[Front-end source files]
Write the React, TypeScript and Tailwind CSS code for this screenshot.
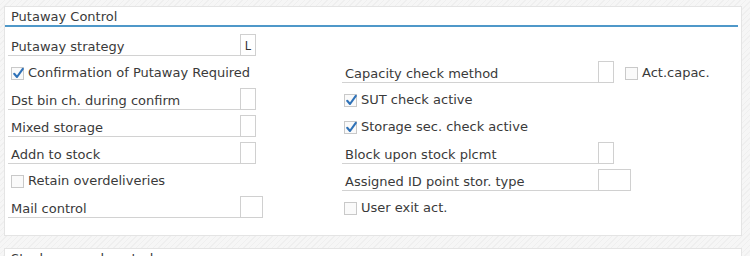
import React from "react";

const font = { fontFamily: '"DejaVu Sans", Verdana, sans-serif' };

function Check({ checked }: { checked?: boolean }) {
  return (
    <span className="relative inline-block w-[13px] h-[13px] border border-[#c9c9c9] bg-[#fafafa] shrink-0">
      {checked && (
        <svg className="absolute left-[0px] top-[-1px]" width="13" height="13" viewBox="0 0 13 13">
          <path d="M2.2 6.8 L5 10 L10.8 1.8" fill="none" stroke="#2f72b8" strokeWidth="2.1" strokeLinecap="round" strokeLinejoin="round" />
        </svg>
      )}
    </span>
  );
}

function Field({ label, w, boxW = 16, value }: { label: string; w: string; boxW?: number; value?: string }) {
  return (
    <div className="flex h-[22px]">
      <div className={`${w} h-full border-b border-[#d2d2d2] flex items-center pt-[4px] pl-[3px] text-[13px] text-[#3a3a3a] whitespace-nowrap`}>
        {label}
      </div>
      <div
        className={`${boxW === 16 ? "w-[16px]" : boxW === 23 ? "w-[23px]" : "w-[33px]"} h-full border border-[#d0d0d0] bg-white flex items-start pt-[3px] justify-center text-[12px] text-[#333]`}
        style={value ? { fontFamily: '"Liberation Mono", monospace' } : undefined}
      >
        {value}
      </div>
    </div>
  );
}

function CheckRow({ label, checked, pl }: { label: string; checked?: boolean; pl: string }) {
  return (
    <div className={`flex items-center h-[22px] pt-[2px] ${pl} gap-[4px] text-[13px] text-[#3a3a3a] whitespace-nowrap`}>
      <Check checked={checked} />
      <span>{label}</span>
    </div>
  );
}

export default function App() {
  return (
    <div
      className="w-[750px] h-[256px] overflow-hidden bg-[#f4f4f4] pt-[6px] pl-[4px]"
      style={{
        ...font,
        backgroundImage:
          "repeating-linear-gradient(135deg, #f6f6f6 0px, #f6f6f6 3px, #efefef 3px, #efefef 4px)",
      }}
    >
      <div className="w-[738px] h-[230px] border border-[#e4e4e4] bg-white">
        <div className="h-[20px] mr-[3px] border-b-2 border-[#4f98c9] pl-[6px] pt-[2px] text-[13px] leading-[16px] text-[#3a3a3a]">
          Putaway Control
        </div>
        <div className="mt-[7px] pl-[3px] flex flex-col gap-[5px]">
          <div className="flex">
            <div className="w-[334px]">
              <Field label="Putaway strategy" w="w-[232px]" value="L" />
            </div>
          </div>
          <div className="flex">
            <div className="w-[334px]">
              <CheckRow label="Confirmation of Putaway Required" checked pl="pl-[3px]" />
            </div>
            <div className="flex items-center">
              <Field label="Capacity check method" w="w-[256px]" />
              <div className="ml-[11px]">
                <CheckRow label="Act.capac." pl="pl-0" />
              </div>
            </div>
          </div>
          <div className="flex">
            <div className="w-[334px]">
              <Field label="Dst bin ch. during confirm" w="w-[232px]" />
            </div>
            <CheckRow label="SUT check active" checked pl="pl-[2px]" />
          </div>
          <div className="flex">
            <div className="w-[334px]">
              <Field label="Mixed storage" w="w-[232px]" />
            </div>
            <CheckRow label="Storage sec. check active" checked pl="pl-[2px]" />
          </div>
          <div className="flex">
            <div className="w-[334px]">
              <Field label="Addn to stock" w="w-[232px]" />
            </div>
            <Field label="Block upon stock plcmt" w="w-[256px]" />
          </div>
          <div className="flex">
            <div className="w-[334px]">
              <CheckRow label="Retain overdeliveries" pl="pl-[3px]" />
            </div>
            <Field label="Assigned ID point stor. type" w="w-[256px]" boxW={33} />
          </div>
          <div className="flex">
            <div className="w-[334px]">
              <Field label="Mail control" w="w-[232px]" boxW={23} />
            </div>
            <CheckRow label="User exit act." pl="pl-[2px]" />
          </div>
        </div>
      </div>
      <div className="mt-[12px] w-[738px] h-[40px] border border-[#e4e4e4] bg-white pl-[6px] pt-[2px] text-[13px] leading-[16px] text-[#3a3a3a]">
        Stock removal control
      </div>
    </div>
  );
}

--

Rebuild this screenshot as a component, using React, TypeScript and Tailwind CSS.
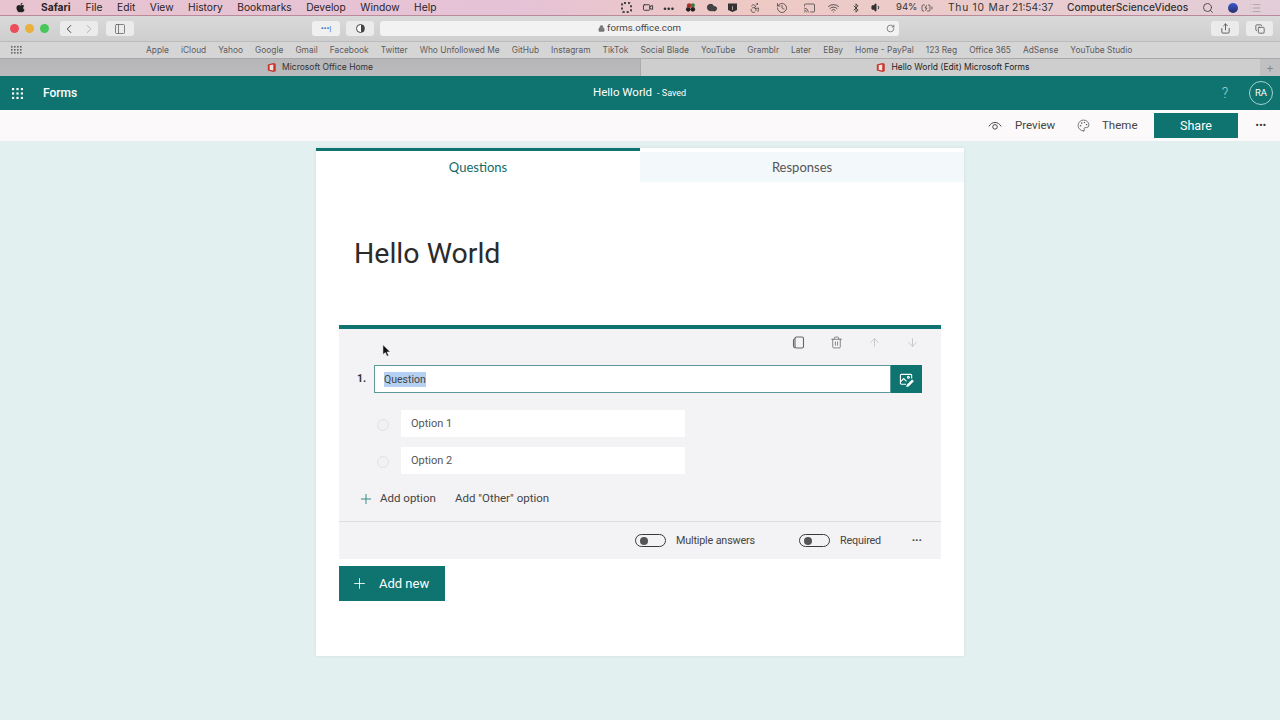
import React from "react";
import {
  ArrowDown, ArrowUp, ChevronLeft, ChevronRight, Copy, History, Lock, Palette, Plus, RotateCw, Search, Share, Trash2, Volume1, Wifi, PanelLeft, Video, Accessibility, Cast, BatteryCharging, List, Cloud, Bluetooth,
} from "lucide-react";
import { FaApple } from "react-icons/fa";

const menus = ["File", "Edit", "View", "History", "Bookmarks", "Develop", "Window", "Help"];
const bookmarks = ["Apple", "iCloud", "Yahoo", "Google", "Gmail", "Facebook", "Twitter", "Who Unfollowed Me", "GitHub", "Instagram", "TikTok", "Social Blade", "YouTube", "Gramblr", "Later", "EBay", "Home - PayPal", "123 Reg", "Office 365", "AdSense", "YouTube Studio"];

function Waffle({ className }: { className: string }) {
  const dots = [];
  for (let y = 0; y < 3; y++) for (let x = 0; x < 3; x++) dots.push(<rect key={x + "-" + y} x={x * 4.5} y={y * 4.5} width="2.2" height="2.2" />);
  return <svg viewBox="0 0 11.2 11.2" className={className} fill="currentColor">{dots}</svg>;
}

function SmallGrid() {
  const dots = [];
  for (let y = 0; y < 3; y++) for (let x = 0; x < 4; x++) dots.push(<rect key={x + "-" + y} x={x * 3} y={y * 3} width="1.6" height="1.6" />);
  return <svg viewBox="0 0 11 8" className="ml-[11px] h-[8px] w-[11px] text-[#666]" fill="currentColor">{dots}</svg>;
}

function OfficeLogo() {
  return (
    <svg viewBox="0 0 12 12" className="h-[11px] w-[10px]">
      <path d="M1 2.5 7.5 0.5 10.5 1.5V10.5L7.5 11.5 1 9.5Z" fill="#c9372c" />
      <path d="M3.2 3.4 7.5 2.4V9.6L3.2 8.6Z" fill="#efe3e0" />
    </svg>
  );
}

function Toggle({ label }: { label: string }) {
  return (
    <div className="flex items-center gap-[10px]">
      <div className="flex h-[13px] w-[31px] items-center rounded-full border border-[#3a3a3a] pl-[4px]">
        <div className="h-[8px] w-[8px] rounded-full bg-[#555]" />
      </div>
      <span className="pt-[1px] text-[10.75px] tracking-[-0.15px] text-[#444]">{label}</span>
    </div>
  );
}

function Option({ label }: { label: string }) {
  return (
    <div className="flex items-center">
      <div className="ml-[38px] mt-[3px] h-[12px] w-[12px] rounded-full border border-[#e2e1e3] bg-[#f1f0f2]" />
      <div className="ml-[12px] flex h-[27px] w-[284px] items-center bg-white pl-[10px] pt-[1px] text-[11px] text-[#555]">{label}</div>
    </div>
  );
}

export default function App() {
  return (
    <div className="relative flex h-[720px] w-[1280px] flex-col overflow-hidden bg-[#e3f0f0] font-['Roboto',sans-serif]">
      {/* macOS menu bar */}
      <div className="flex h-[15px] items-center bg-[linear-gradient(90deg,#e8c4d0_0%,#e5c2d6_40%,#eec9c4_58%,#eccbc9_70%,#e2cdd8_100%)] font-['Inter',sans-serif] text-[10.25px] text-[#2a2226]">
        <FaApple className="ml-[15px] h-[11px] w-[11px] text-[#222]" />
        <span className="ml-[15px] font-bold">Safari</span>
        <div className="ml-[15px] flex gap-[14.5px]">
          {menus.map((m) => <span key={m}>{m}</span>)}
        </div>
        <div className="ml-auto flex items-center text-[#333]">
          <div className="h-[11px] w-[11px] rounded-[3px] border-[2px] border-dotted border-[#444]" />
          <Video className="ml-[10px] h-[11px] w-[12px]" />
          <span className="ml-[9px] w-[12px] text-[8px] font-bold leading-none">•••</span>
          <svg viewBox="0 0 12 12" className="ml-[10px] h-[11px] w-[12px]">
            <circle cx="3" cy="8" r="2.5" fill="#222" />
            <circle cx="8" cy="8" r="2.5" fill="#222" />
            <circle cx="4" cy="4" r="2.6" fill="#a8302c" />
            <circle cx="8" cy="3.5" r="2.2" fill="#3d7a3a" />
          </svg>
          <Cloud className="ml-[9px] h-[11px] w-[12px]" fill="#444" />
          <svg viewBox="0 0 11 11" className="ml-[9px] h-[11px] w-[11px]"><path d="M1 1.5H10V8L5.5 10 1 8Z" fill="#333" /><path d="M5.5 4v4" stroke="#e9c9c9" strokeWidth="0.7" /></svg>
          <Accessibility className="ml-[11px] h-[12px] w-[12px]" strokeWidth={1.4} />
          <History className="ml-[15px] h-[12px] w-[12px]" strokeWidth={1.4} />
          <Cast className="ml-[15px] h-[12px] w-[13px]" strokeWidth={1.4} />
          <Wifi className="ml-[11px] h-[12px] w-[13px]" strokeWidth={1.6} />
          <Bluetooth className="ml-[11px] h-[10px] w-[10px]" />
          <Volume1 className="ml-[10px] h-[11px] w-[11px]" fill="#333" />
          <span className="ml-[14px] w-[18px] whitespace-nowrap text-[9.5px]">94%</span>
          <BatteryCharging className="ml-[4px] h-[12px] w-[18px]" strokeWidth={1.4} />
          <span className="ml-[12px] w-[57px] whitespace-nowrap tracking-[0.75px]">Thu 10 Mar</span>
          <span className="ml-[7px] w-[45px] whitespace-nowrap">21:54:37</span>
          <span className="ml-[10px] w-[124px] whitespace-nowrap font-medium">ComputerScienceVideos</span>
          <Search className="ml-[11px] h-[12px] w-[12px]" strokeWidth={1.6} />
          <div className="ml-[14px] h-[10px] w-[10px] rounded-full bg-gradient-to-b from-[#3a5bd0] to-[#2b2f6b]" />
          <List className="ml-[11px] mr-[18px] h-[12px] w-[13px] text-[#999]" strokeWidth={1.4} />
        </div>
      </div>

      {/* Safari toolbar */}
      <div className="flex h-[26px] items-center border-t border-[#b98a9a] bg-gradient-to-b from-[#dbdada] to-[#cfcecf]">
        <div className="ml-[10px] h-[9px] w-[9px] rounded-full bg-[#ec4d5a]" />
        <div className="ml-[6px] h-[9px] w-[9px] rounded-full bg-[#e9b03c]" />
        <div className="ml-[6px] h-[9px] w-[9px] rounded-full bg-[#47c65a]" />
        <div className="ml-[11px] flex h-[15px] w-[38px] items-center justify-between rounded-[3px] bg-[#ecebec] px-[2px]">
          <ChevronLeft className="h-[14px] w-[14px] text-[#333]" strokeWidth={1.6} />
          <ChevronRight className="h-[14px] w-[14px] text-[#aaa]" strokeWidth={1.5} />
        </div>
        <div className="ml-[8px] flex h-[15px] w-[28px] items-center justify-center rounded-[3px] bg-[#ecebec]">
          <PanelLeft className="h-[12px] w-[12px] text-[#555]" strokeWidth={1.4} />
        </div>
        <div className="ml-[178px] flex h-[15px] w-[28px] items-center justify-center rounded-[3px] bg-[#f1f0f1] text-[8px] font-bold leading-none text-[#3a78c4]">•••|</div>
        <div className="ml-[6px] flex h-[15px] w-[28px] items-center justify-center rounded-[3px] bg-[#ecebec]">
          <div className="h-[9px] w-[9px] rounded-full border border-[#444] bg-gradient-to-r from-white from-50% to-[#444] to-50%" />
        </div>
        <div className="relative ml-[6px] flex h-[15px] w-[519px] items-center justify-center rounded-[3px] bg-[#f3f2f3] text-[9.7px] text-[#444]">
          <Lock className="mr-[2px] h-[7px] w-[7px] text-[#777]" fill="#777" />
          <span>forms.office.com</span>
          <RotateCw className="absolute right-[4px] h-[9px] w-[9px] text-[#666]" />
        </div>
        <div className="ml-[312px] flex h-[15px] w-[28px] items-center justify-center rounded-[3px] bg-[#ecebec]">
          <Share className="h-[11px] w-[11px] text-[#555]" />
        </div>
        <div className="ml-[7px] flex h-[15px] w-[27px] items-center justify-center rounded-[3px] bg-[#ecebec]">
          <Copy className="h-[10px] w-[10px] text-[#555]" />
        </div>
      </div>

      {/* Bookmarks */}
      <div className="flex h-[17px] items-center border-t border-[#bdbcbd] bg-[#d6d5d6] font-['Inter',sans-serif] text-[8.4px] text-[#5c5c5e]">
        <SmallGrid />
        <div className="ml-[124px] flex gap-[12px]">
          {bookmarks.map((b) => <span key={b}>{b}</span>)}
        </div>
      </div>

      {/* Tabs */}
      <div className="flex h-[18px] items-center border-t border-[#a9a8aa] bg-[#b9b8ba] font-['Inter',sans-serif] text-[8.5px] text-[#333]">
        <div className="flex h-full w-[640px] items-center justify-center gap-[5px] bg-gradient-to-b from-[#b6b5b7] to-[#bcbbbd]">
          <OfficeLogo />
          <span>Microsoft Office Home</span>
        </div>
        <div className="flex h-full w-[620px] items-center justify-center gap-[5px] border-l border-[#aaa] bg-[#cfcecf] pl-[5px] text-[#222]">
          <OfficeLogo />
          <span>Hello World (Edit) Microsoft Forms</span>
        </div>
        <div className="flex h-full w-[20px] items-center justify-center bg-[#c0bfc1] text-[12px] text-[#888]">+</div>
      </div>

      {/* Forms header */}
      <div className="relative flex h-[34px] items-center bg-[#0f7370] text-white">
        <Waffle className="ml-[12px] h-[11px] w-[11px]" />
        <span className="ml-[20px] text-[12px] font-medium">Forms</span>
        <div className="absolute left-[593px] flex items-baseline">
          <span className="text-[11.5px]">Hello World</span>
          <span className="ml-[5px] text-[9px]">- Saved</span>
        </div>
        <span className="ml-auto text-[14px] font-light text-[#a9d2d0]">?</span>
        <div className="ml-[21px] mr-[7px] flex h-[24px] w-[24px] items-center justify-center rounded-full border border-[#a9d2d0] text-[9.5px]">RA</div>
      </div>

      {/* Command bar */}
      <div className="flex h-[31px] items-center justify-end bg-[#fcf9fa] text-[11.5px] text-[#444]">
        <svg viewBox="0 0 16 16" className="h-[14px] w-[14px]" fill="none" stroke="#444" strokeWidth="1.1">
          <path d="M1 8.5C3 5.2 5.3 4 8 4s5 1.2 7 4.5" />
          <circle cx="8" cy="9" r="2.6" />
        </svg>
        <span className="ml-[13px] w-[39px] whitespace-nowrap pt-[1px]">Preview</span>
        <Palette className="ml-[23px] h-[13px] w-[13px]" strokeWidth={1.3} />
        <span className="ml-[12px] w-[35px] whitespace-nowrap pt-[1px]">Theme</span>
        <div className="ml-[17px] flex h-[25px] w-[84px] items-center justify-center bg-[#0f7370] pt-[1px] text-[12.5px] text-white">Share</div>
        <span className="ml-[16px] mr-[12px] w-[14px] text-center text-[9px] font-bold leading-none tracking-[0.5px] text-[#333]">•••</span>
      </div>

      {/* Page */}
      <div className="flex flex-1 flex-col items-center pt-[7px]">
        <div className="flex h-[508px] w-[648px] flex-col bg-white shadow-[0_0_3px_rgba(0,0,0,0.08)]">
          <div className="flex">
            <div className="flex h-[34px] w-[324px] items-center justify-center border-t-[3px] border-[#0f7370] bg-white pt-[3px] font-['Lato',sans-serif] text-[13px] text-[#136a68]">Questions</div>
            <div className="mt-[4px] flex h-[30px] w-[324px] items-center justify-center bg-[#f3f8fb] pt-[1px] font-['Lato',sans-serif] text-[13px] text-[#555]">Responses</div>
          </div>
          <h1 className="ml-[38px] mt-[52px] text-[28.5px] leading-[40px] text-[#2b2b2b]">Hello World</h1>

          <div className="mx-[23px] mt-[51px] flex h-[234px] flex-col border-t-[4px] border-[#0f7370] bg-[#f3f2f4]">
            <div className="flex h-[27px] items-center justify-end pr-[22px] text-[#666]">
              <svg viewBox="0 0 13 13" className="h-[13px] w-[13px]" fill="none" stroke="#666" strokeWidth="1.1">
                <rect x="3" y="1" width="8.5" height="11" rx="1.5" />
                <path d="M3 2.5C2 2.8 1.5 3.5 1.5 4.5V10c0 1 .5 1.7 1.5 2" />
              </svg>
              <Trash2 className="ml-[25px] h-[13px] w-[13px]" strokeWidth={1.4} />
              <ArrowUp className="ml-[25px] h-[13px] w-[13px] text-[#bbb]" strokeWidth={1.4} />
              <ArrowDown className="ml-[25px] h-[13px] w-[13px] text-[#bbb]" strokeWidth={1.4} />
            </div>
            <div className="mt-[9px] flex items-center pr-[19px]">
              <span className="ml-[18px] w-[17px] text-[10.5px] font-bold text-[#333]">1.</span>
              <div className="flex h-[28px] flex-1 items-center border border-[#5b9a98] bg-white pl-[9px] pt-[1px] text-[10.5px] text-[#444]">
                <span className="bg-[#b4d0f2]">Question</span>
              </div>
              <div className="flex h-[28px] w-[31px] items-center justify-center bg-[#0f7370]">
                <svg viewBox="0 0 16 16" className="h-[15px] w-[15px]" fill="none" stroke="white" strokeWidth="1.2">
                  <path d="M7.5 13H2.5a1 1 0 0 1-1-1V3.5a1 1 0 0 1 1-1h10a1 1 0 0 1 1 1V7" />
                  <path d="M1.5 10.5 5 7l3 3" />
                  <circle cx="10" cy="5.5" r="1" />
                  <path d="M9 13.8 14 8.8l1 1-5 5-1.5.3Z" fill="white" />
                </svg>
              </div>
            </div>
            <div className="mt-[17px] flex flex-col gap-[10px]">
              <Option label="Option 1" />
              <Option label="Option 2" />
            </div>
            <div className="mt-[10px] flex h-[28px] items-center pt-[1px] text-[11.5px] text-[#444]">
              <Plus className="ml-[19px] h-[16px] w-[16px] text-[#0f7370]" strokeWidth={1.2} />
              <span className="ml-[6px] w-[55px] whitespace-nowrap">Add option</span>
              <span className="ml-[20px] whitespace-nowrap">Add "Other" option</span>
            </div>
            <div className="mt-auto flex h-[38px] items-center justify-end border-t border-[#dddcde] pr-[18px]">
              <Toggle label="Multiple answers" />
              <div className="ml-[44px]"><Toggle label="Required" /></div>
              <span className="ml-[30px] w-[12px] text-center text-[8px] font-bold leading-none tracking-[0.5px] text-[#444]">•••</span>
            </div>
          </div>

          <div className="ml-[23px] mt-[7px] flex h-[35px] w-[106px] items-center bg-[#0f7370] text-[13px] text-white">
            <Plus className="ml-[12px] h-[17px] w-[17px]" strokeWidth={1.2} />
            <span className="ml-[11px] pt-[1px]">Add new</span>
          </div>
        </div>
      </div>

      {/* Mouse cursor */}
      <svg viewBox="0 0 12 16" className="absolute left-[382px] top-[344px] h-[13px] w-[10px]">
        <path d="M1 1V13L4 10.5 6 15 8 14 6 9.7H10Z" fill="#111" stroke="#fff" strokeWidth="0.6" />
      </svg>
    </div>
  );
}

_WHAT YOU HAVE TO DO:_ Search the entries for "this" and copy out each line that has it.

_WRITTEN REPLY:_
Write the React, TypeScript and Tailwind CSS code for this screenshot.
Rebuild this screenshot as a component, using React, TypeScript and Tailwind CSS.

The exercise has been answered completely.